• _WHAT IS ASKED_: Restate the data exactly as given and keep the pictures out.
* Start RECORDED DATA *
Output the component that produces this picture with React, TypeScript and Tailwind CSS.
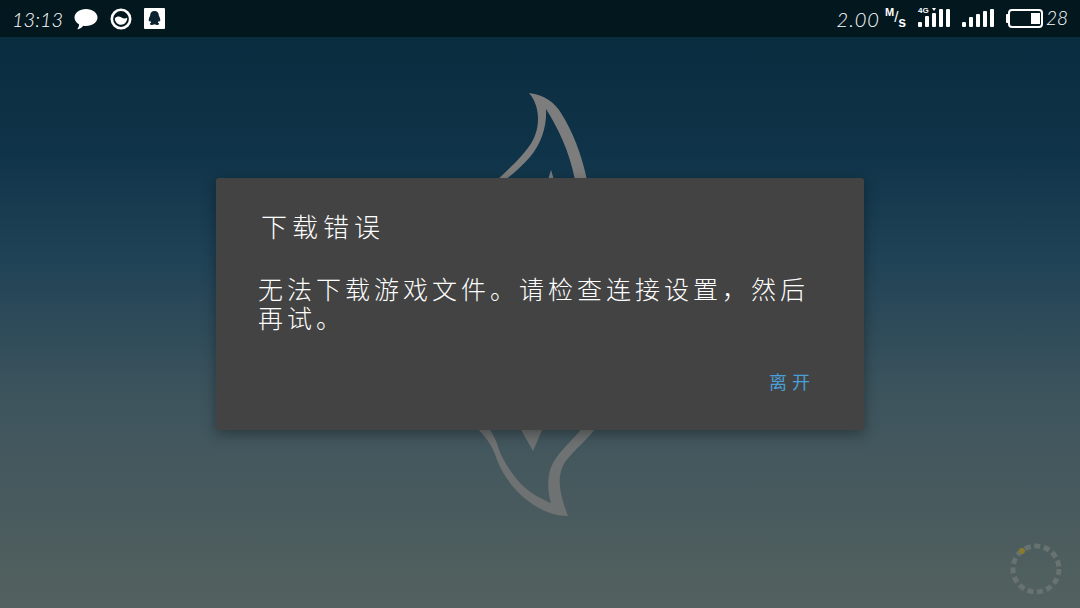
const signalBars = (heights: number[]) => (
  <div className="flex h-[18px] items-end gap-[3px]">
    {heights.map((h, i) => (
      <div key={i} className="w-[4px] rounded-[1px] bg-white" style={{ height: h }} />
    ))}
  </div>
);

const ChatIcon = () => (
  <svg width="24" height="22" viewBox="0 0 24 22">
    <path d="M12 1C18.4 1 23.5 4.8 23.5 9.6C23.5 14.4 18.4 18 12 18C11 18 10.200 17.900 9.300 17.800C8 19.500 5.800 21 4 21.200C3.500 21.200 3.400 20.800 3.700 20.500C4.600 19.400 5.100 17.800 5 16.300C2.200 14.800 0.500 12.400 0.500 9.600C0.500 4.800 5.600 1 12 1Z" fill="#fff" />
  </svg>
);

const CircleIcon = () => (
  <svg width="22" height="22" viewBox="0 0 22 22">
    <circle cx="11" cy="11" r="9.200" fill="none" stroke="#fff" strokeWidth="2.600" />
    <path d="M4.800 10.500C7 7.800 9.500 8.200 11.500 9.500C13.500 10.800 15.500 10.800 17.200 9.800C17.200 14 14.500 16.800 11 16.800C7.500 16.800 5 14 4.800 10.500Z" fill="#fff" />
  </svg>
);

const QQIcon = () => (
  <svg width="21" height="21" viewBox="0 0 21 21">
    <rect width="21" height="21" rx="1" fill="#fff" />
    <path d="M10.500 3C13.300 3 14.800 5 14.900 7.800C15.700 9.200 16.500 11.200 16.200 13C15.900 13.900 15.300 13.300 14.900 12.500C14.700 13.500 14.300 14.200 13.800 14.700C14.900 15.100 15.300 15.600 15 16.300C14.500 17.200 12 17 10.500 16.300C9 17 6.500 17.200 6 16.300C5.700 15.600 6.100 15.100 7.200 14.700C6.700 14.200 6.300 13.500 6.100 12.500C5.700 13.300 5.100 13.900 4.800 13C4.500 11.200 5.300 9.200 6.100 7.800C6.200 5 7.700 3 10.500 3Z" fill="#0b2230" />
  </svg>
);

const BatteryIcon = () => (
  <svg width="38" height="19" viewBox="0 0 38 19">
    <rect x="4" y="1" width="33" height="17" rx="3" fill="none" stroke="#fff" strokeWidth="2" />
    <rect x="1" y="5" width="3" height="9" rx="1" fill="#fff" />
    <rect x="26" y="4" width="9" height="11" fill="#fff" />
  </svg>
);

const LoadingRing = () => (
  <svg className="absolute left-[1006px] top-[539px]" width="60" height="60" viewBox="0 0 60 60">
    <circle cx="30" cy="30" r="23" fill="none" stroke="#687271" strokeWidth="5" strokeDasharray="6 3.630" />
    <circle cx="16" cy="12" r="3" fill="#8a7a2c" />
  </svg>
);

const Logo = () => (
  <svg className="absolute left-[460px] top-[80px]" width="160" height="450" viewBox="460 80 160 450">
    <path d="M529 93C545 95 555 103 561 113C572 130 582 155 587 180L575 180C569 150 558 128 546 109C547 125 542 143 530 157C522 166 513 174 505 180L497 180C510 168 524 155 532 142C540 128 541 107 529 93Z" fill="#7d7d7d" />
    <path d="M551 170L554 180L548 180Z" fill="#7d7d7d" />
    <path d="M477 428L489 428C493 435 497 441 498 447C503 461 511 473 521 484C530 493 541 499 551 503C547 490 547 474 553 463C560 450 573 440 582 428L596 428C586 441 573 451 565 462C557 475 558 490 568 516C550 516 535 507 523 497C511 486 502 473 497 460C494 450 489 440 477 428Z" fill="#6f7272" />
    <path d="M520 428L543 428L533 451Z" fill="#6f7272" />
  </svg>
);

const App = () => {
  return (
    <div className="relative flex h-[608px] w-[1080px] flex-col overflow-hidden bg-[linear-gradient(180deg,#0a2c3f_6%,#0f3348_25%,#1f4256_42%,#3d545d_65%,#4a5b5e_85%,#53625f_100%)] font-['Noto_Sans_CJK_SC','Noto_Sans',sans-serif]">
      <Logo />
      <LoadingRing />

      <div className="relative flex h-[37px] items-center justify-between bg-[#03171f] pl-3 pr-3 text-white">
        <div className="flex items-center">
          <span className="w-[62px] font-['Lato'] text-[20px] font-light italic text-white">13:13</span>
          <div className="flex items-center gap-[12px]">
            <ChatIcon />
            <CircleIcon />
            <QQIcon />
          </div>
        </div>
        <div className="flex items-center">
          <span className="font-['Lato'] text-[20px] font-light italic tracking-[1px] text-white">2.00</span>
          <span className="ml-[5px] flex w-[23px] items-start font-['Liberation_Sans'] text-[11px] font-bold leading-none">
            <span className="mt-[-2px]">M</span>
            <span className="text-[15px] font-normal">/</span>
            <span className="mt-[6px] text-[14px]">s</span>
          </span>
          <div className="relative ml-[10px] mt-[-1px]">
            <span className="absolute left-0 top-[-2px] font-['Liberation_Sans'] text-[8px] font-bold leading-none">4G</span>
            <span className="absolute left-[14px] top-[-1px] h-0 w-0 border-x-[2px] border-t-[3px] border-x-transparent border-t-white" />
            {signalBars([5, 11, 14, 18, 18])}
          </div>
          <div className="ml-[12px] mt-[-1px]">{signalBars([5, 10, 13, 16, 18])}</div>
          <div className="ml-[11px]"><BatteryIcon /></div>
          <span className="ml-[3px] font-['Lato'] text-[19px] font-light italic text-white">28</span>
        </div>
      </div>

      <div className="relative flex flex-1 items-start justify-center pt-[141px]">
        <div className="flex h-[252px] w-[648px] flex-col rounded-[3px] bg-[#434343] pl-[42px] pr-[40px] pt-[30px] shadow-[0_4px_14px_rgba(0,0,0,0.35)]">
          <h2 className="ml-[3px] text-[26px] font-light leading-[36px] tracking-[5px] text-white">下载错误</h2>
          <p className="mt-[30px] text-[25px] font-light leading-[29px] tracking-[4px] text-white">
            无法下载游戏文件。请检查连接设置，然后再试。
          </p>
          <div className="mt-[36px] flex justify-end pr-[9px]">
            <span className="text-[18px] font-normal leading-[26px] tracking-[5px] text-[#4a9fd8]">离开</span>
          </div>
        </div>
      </div>
    </div>
  );
};

export default App;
* End RECORDED DATA *
• _WORKED SOLUTION_:
Output the component that produces this picture with React, TypeScript and Tailwind CSS.
const signalBars = (heights: number[]) => (
  <div className="flex h-[18px] items-end gap-[3px]">
    {heights.map((h, i) => (
      <div key={i} className="w-[4px] rounded-[1px] bg-white" style={{ height: h }} />
    ))}
  </div>
);

const ChatIcon = () => (
  <svg width="24" height="22" viewBox="0 0 24 22">
    <path d="M12 1C18.4 1 23.5 4.8 23.5 9.6C23.5 14.4 18.4 18 12 18C11 18 10.200 17.900 9.300 17.800C8 19.500 5.800 21 4 21.200C3.500 21.200 3.400 20.800 3.700 20.500C4.600 19.400 5.100 17.800 5 16.300C2.200 14.800 0.500 12.400 0.500 9.600C0.500 4.800 5.600 1 12 1Z" fill="#fff" />
  </svg>
);

const CircleIcon = () => (
  <svg width="22" height="22" viewBox="0 0 22 22">
    <circle cx="11" cy="11" r="9.200" fill="none" stroke="#fff" strokeWidth="2.600" />
    <path d="M4.800 10.500C7 7.800 9.500 8.200 11.500 9.500C13.500 10.800 15.500 10.800 17.200 9.800C17.200 14 14.500 16.800 11 16.800C7.500 16.800 5 14 4.800 10.500Z" fill="#fff" />
  </svg>
);

const QQIcon = () => (
  <svg width="21" height="21" viewBox="0 0 21 21">
    <rect width="21" height="21" rx="1" fill="#fff" />
    <path d="M10.500 3C13.300 3 14.800 5 14.900 7.800C15.700 9.200 16.500 11.200 16.200 13C15.900 13.900 15.300 13.300 14.900 12.500C14.700 13.500 14.300 14.200 13.800 14.700C14.900 15.100 15.300 15.600 15 16.300C14.500 17.200 12 17 10.500 16.300C9 17 6.500 17.200 6 16.300C5.700 15.600 6.100 15.100 7.200 14.700C6.700 14.200 6.300 13.500 6.100 12.500C5.700 13.300 5.100 13.900 4.800 13C4.500 11.200 5.300 9.200 6.100 7.800C6.200 5 7.700 3 10.500 3Z" fill="#0b2230" />
  </svg>
);

const BatteryIcon = () => (
  <svg width="38" height="19" viewBox="0 0 38 19">
    <rect x="4" y="1" width="33" height="17" rx="3" fill="none" stroke="#fff" strokeWidth="2" />
    <rect x="1" y="5" width="3" height="9" rx="1" fill="#fff" />
    <rect x="26" y="4" width="9" height="11" fill="#fff" />
  </svg>
);

const LoadingRing = () => (
  <svg className="absolute left-[1006px] top-[539px]" width="60" height="60" viewBox="0 0 60 60">
    <circle cx="30" cy="30" r="23" fill="none" stroke="#687271" strokeWidth="5" strokeDasharray="6 3.630" />
    <circle cx="16" cy="12" r="3" fill="#8a7a2c" />
  </svg>
);

const Logo = () => (
  <svg className="absolute left-[460px] top-[80px]" width="160" height="450" viewBox="460 80 160 450">
    <path d="M529 93C545 95 555 103 561 113C572 130 582 155 587 180L575 180C569 150 558 128 546 109C547 125 542 143 530 157C522 166 513 174 505 180L497 180C510 168 524 155 532 142C540 128 541 107 529 93Z" fill="#7d7d7d" />
    <path d="M551 170L554 180L548 180Z" fill="#7d7d7d" />
    <path d="M477 428L489 428C493 435 497 441 498 447C503 461 511 473 521 484C530 493 541 499 551 503C547 490 547 474 553 463C560 450 573 440 582 428L596 428C586 441 573 451 565 462C557 475 558 490 568 516C550 516 535 507 523 497C511 486 502 473 497 460C494 450 489 440 477 428Z" fill="#6f7272" />
    <path d="M520 428L543 428L533 451Z" fill="#6f7272" />
  </svg>
);

const App = () => {
  return (
    <div className="relative flex h-[608px] w-[1080px] flex-col overflow-hidden bg-[linear-gradient(180deg,#0a2c3f_6%,#0f3348_25%,#1f4256_42%,#3d545d_65%,#4a5b5e_85%,#53625f_100%)] font-['Noto_Sans_CJK_SC','Noto_Sans',sans-serif]">
      <Logo />
      <LoadingRing />

      <div className="relative flex h-[37px] items-center justify-between bg-[#03171f] pl-3 pr-3 text-white">
        <div className="flex items-center">
          <span className="w-[62px] font-['Lato'] text-[20px] font-light italic text-white">13:13</span>
          <div className="flex items-center gap-[12px]">
            <ChatIcon />
            <CircleIcon />
            <QQIcon />
          </div>
        </div>
        <div className="flex items-center">
          <span className="font-['Lato'] text-[20px] font-light italic tracking-[1px] text-white">2.00</span>
          <span className="ml-[5px] flex w-[23px] items-start font-['Liberation_Sans'] text-[11px] font-bold leading-none">
            <span className="mt-[-2px]">M</span>
            <span className="text-[15px] font-normal">/</span>
            <span className="mt-[6px] text-[14px]">s</span>
          </span>
          <div className="relative ml-[10px] mt-[-1px]">
            <span className="absolute left-0 top-[-2px] font-['Liberation_Sans'] text-[8px] font-bold leading-none">4G</span>
            <span className="absolute left-[14px] top-[-1px] h-0 w-0 border-x-[2px] border-t-[3px] border-x-transparent border-t-white" />
            {signalBars([5, 11, 14, 18, 18])}
          </div>
          <div className="ml-[12px] mt-[-1px]">{signalBars([5, 10, 13, 16, 18])}</div>
          <div className="ml-[11px]"><BatteryIcon /></div>
          <span className="ml-[3px] font-['Lato'] text-[19px] font-light italic text-white">28</span>
        </div>
      </div>

      <div className="relative flex flex-1 items-start justify-center pt-[141px]">
        <div className="flex h-[252px] w-[648px] flex-col rounded-[3px] bg-[#434343] pl-[42px] pr-[40px] pt-[30px] shadow-[0_4px_14px_rgba(0,0,0,0.35)]">
          <h2 className="ml-[3px] text-[26px] font-light leading-[36px] tracking-[5px] text-white">下载错误</h2>
          <p className="mt-[30px] text-[25px] font-light leading-[29px] tracking-[4px] text-white">
            无法下载游戏文件。请检查连接设置，然后再试。
          </p>
          <div className="mt-[36px] flex justify-end pr-[9px]">
            <span className="text-[18px] font-normal leading-[26px] tracking-[5px] text-[#4a9fd8]">离开</span>
          </div>
        </div>
      </div>
    </div>
  );
};

export default App;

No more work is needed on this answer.